Gilchrist, 53, ultimately opened his own academy in 2009 in Clermont, Fla., where close to 50 juniors from around the world are enrolled. Feng liked Gilchrist’s system so much that she opened her own academy in China two years ago and followed his lead.

“I think the reason why I really like him is because … the way he teaches is like based on your own body condition, like your body type,” said Feng. “Like if I’m not a powerful hitter, then he won’t try to change me into a powerful hitter.”

She also appreciates the positive, encouraging way Gilchrist teaches. He’s a happy person, and Feng can relate.

These days there’s much for Gilchrist to smile about. At 53, he’s had three of his players occupy the No. 1 ranking in 2017. Ko came to Gilchrist at the start of 2017 already No. 1, and in the midst of changes to her caddie and equipment.

Ko has been winless this season. Gilchrist calls it a rebuilding season, and noted that the Kiwi’s work ethic, mental attitude and outlook has never waned.

Ariya Jutanugarn became the first Thai player to reach No. 1 on June 12. She was there for only two weeks before relinquishing the spot to So Yeon Ryu. Gilchrist said he believes Jutanugarn never imagined she could rise to such heights so quickly.

“She never was able to prepare for it,” said Gilchrist. “I think there was a shock there.”

Now it’s Feng who must learn to adjust to the weight of being the best in the world. Gilchrist said Feng has the highest golfing IQ of any of his players – by far. Still, it has taken 11 years together to get to this point.

“You have to be careful that you don’t raise your expectations where you can’t have fun anymore,” said Gilchrist.

Feng, a nine-time winner on the LPGA, once thought she’d play only 10 years on the LPGA and then call it quits. Only now she’s already in her 10th season, and it’s too good to walk away.

“I think if I can play the 2020 Olympics,” said Feng. “I’ve got a bronze medal in the pocket, so I should try to go for the gold, right?”

When Feng took up golf, not many of her friends knew much about the sport. Small-ball sports like ping pong and tennis are huge in China, but golf is often seen as an elitist game.

“Like I would tell them, like I would say that I finished like second in the national junior championship,” said Feng. “They will be like, ‘Oh, that’s super,’ but they don’t know actually what golf is.
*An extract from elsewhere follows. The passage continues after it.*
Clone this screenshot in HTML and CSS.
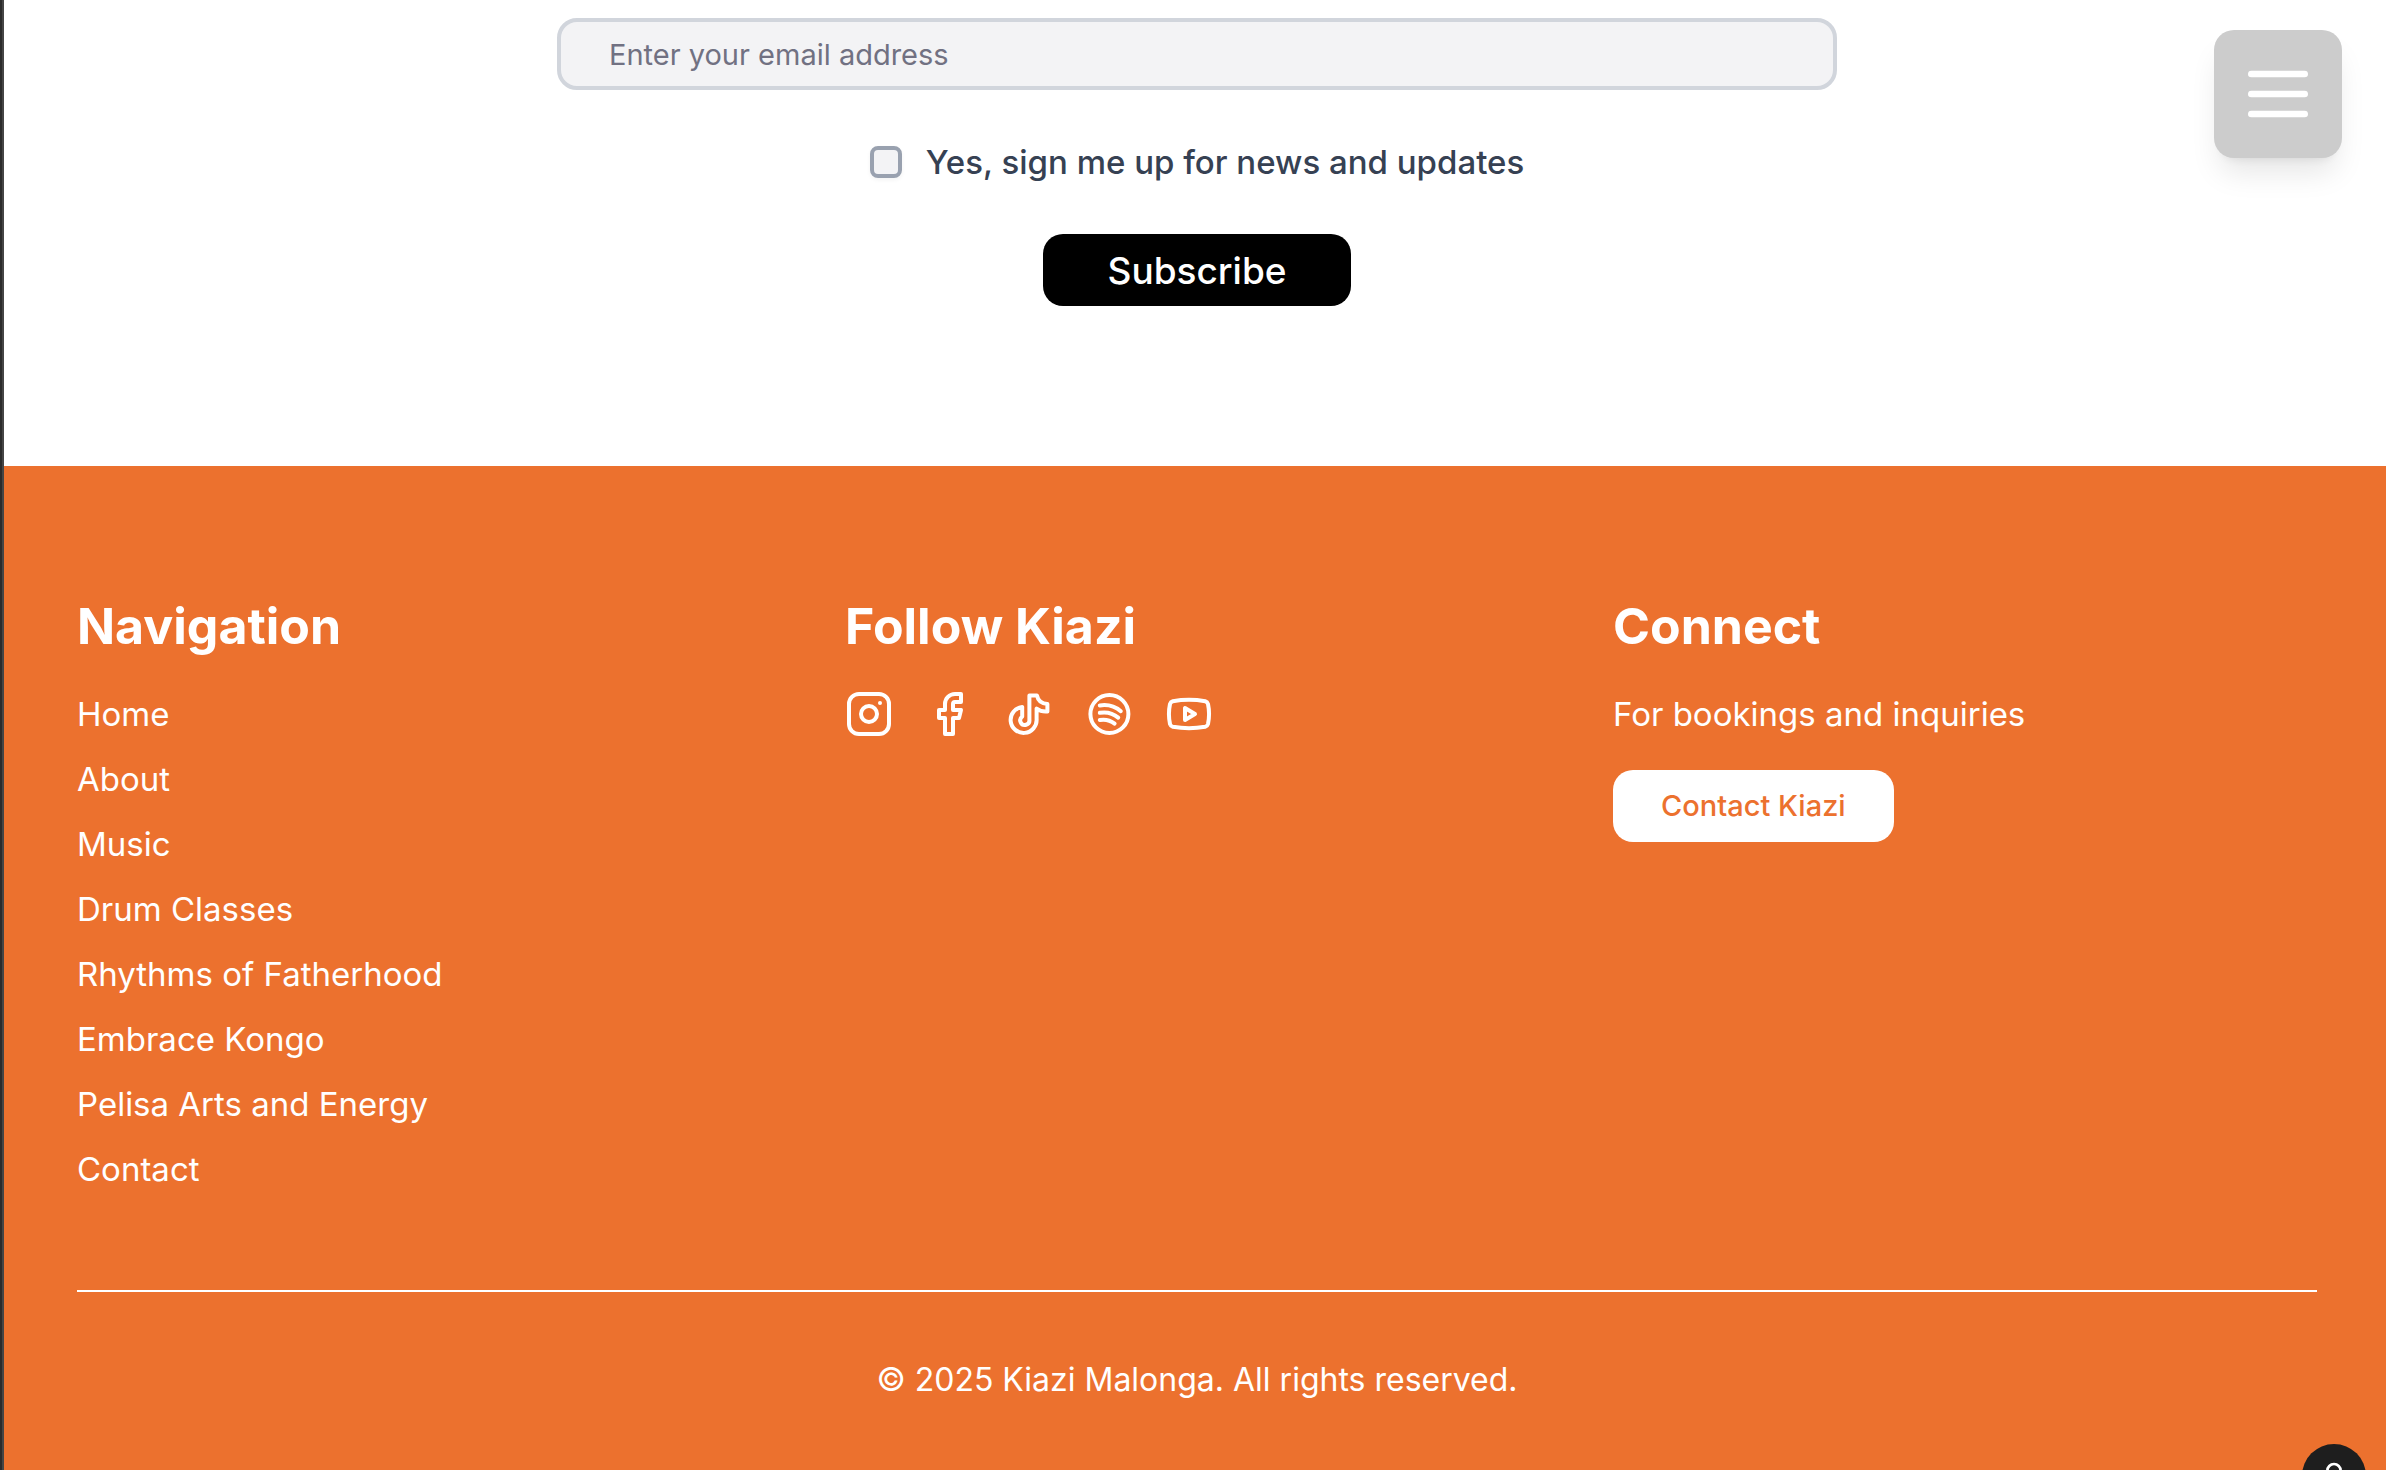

They don’t know I only had like three competitors in my group.”

Feng laughed, telling the press that last bit was a secret.

Back at TGI Friday’s, Feng scrolled through her Chinese Twitter and marveled at all the mentions she’d gotten about being No. 1. Exactly what kind of impact Feng’s time at the top has on golf in her native country depends largely on how long she stays there.

“She’s like Se Ri Pak, but Se Ri Pak took off and she hasn’t,” said Gilchrist. “But I think becoming No. 1, they have to take notice. This is huge.”

Gilchrist tells Feng she might not get the recognition she deserves as a pioneer in her sport until later in life. Feng, being a positive person, sees an upside to that: “I don’t really like people like chasing me in the streets, you know?”

She’d prefer to eat her steak in peace.